Unique Bernoulli Gibbs states and g-measures
Paul Hulse
TL;DR
The work provides a sufficient condition under which Gibbs states of a one-dimensional, shift-invariant specification are $g$-chains for a continuous $g$, and uses this to derive criteria guaranteeing a unique, shift-invariant, Bernoulli Gibbs measure. The methodology centers on a ratio-bound framework that translates Gibbs-state structure into a $g$-measure problem via a limit $g_{\mathcal{V}}$, combined with lacunary-variation controls that ensure Bernoullicity through results of Johansson–Öberg–Pollicott. For interaction potentials $\Phi$ with summable variation, the paper yields explicit conditions implying uniqueness and Bernoulli mixing, strengthening classical results (Dobrushin, Ruelle, Coelho–Quas).
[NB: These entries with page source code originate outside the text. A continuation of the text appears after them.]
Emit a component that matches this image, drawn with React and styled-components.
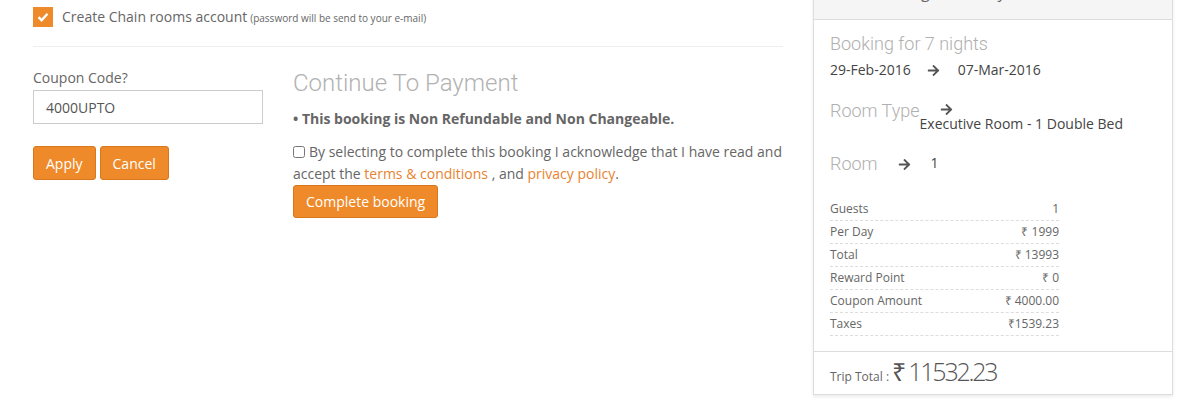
import React from 'react';
import styled, { createGlobalStyle } from 'styled-components';
import { FaArrowRight } from 'react-icons/fa';

const GlobalStyle = createGlobalStyle`
  body {
    margin: 0;
    font-family: "Open Sans", "Liberation Sans", sans-serif;
    color: #666;
    background: #fff;
    overflow: hidden;
  }
`;

const orange = '#ef8a2a';
const lightFont = '"Roboto Light", Roboto, "Liberation Sans", sans-serif';

const Page = styled.div`
  display: flex;
  align-items: flex-start;
  width: 1186px;
  height: 410px;
`;

const Main = styled.div`
  width: 750px;
  margin-left: 33px;
`;

const AccountRow = styled.label`
  display: flex;
  align-items: center;
  height: 20px;
  margin-top: 7px;
  font-size: 14px;
  line-height: 18px;
  color: #666;
`;

const OrangeBox = styled.span`
  display: inline-flex;
  align-items: center;
  justify-content: center;
  width: 20px;
  height: 20px;
  background: ${orange};
  margin-right: 9px;
`;

const Hint = styled.small`
  font-size: 10px;
  margin-left: 3px;
  margin-top: 2px;
`;

const Divider = styled.hr`
  border: 0;
  border-top: 1px solid #eee;
  margin: 19px 0 0;
`;

const FormRow = styled.div`
  display: flex;
  gap: 30px;
  margin-top: 20px;
`;

const CouponCol = styled.div`
  width: 230px;
`;

const FieldLabel = styled.div`
  font-size: 14px;
  line-height: 20px;
  margin-top: 1px;
  color: #666;
`;

const Input = styled.input`
  display: block;
  box-sizing: border-box;
  width: 230px;
  height: 34px;
  margin-top: 2px;
  padding: 0 12px;
  border: 1px solid #ccc;
  font-family: inherit;
  font-size: 14px;
  color: #555;
  outline: none;
`;

const ButtonRow = styled.div`
  display: flex;
  gap: 4px;
  margin-top: 22px;
`;

const Button = styled.button`
  height: ${(p) => p.$h || 34}px;
  padding: 0 12px;
  background: ${orange};
  border: 1px solid #d9771c;
  border-radius: 3px;
  color: #fff;
  font-family: inherit;
  font-size: 14px;
`;

const PayCol = styled.div`
  flex: 1;
`;

const Heading = styled.h2`
  margin: 1px 0 0;
  font-family: ${lightFont};
  font-weight: 300;
  font-size: 24px;
  line-height: 30px;
  color: #b2b2b2;
`;

const Notice = styled.p`
  margin: 11px 0 0;
  font-size: 14px;
  font-weight: 700;
  color: #666;
  line-height: 20px;
`;

const Terms = styled.p`
  margin: 12px 0 0;
  font-size: 14px;
  line-height: 22px;
  color: #666;

  input {
    margin: 0 4px 0 0;
    vertical-align: -1px;
    width: 12px;
    height: 12px;
  }

  a {
    color: #e8832f;
    text-decoration: none;
  }
`;

const Side = styled.aside`
  box-sizing: border-box;
  width: 360px;
  margin-left: 30px;
  margin-top: -22px;
  border: 1px solid #ddd;
  box-shadow: 0 2px 3px rgba(0, 0, 0, 0.08);
  background: #fff;
`;

const SideHeader = styled.div`
  height: 41px;
  box-sizing: border-box;
  padding: 2px 16px 0;
  background: #f5f5f5;
  border-bottom: 1px solid #ddd;
  font-size: 16px;
  line-height: 22px;
  color: #666;
`;

const SideBody = styled.div`
  padding: 12px 16px 15px;
`;

const Title = styled.div`
  font-family: ${lightFont};
  font-weight: 300;
  font-size: 18px;
  line-height: 24px;
  color: #b0b0b0;
`;

const DateRow = styled.div`
  display: flex;
  align-items: center;
  margin-top: 4px;
  font-size: 14px;
  line-height: 20px;
  color: #444;
`;

const Arrow = styled(FaArrowRight)`
  font-size: 13px;
  color: #555;
  margin: 0 ${(p) => p.$gap}px 0 ${(p) => p.$left}px;
`;

const InfoRow = styled.div`
  display: flex;
  align-items: ${(p) => p.$align || 'flex-start'};
  margin-top: ${(p) => p.$mt}px;
`;

const Stack = styled.div`
  display: flex;
  flex-direction: column;
  padding-top: 4px;
`;

const Value = styled.span`
  font-size: 14px;
  line-height: 20px;
  margin-top: -2px;
  color: #444;
`;

const Table = styled.div`
  width: 229px;
  margin-top: 22px;
`;

const Row = styled.div`
  display: flex;
  justify-content: space-between;
  height: 22px;
  line-height: 22px;
  border-bottom: 1px dashed #ddd;
  font-size: 12px;
  color: #666;
`;

const SideFooter = styled.div`
  display: flex;
  align-items: baseline;
  padding: 3px 16px 7px;
  border-top: 1px solid #ddd;
  font-size: 12px;
  color: #666;
`;

const Amount = styled.span`
  margin-left: 3px;
  font-size: 25px;
  font-weight: 300;
  letter-spacing: -2.2px;
  color: #555;
  line-height: 32px;
`;

const rows = [
  ['Guests', '1'],
  ['Per Day', '₹ 1999'],
  ['Total', '₹ 13993'],
  ['Reward Point', '₹ 0'],
  ['Coupon Amount', '₹ 4000.00'],
  ['Taxes', '₹1539.23'],
];

const App = () => (
  <>
    <GlobalStyle />
    <Page>
      <Main>
        <AccountRow>
          <OrangeBox>
            <svg width="12" height="10" viewBox="0 0 12 10">
              <path d="M1.5 5.2 L4.6 8.2 L10.5 1.8" stroke="#fff" strokeWidth="2.4" fill="none" />
            </svg>
          </OrangeBox>
          Create Chain rooms account
          <Hint>(password will be send to your e-mail)</Hint>
        </AccountRow>
        <Divider />
        <FormRow>
          <CouponCol>
            <FieldLabel>Coupon Code?</FieldLabel>
            <Input defaultValue="4000UPTO" />
            <ButtonRow>
              <Button>Apply</Button>
              <Button>Cancel</Button>
            </ButtonRow>
          </CouponCol>
          <PayCol>
            <Heading>Continue To Payment</Heading>
            <Notice>• This booking is Non Refundable and Non Changeable.</Notice>
            <Terms>
              <input type="checkbox" />
              By selecting to complete this booking I acknowledge that I have read and accept the{' '}
              <a href="#terms">terms &amp; conditions</a> , and <a href="#privacy">privacy policy</a>.
            </Terms>
            <Button $h={33}>Complete booking</Button>
          </PayCol>
        </FormRow>
      </Main>
      <Side>
        <SideHeader>Your Booking Summary</SideHeader>
        <SideBody>
          <Title>Booking for 7 nights</Title>
          <DateRow>
            29-Feb-2016
            <Arrow $left={16} $gap={18} />
            07-Mar-2016
          </DateRow>
          <InfoRow $mt={19}>
            <Title>Room Type</Title>
            <Stack>
              <Arrow $left={20} $gap={0} />
              <Value>Executive Room - 1 Double Bed</Value>
            </Stack>
          </InfoRow>
          <InfoRow $mt={18} $align="center">
            <Title>Room</Title>
            <Arrow $left={20} $gap={20} />
            <Value>1</Value>
          </InfoRow>
          <Table>
            {rows.map(([k, v]) => (
              <Row key={k}>
                <span>{k}</span>
                <span>{v}</span>
              </Row>
            ))}
          </Table>
        </SideBody>
        <SideFooter>
          Trip Total :<Amount>₹ 11532.23</Amount>
        </SideFooter>
      </Side>
    </Page>
  </>
);

export default App;
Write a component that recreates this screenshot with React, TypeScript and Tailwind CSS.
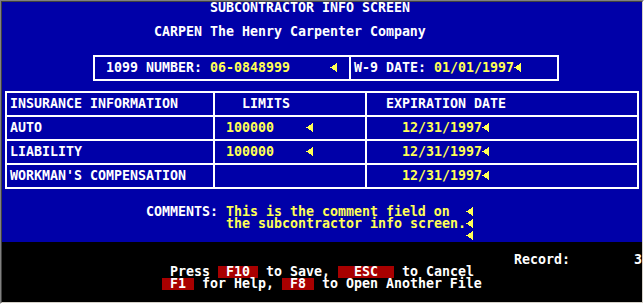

It also discusses weaker, non-Bernoulli uniqueness results, clarifying the trade-offs between uniqueness and strong mixing in low-dimensional lattice systems. Overall, the results provide practically checkable criteria for uniqueness and Bernoulli behavior in 1D Gibbsian systems, with implications for models like the Ising chain.
Abstract
A sufficient condition for the Gibbs states of a shift-invariant specification on a one-dimensional lattice to be the $g$-chains for some continuous function $g$ is obtained. This is then used to derive criteria under which there is a unique Gibbs state, which is also shift-invariant and Bernoulli.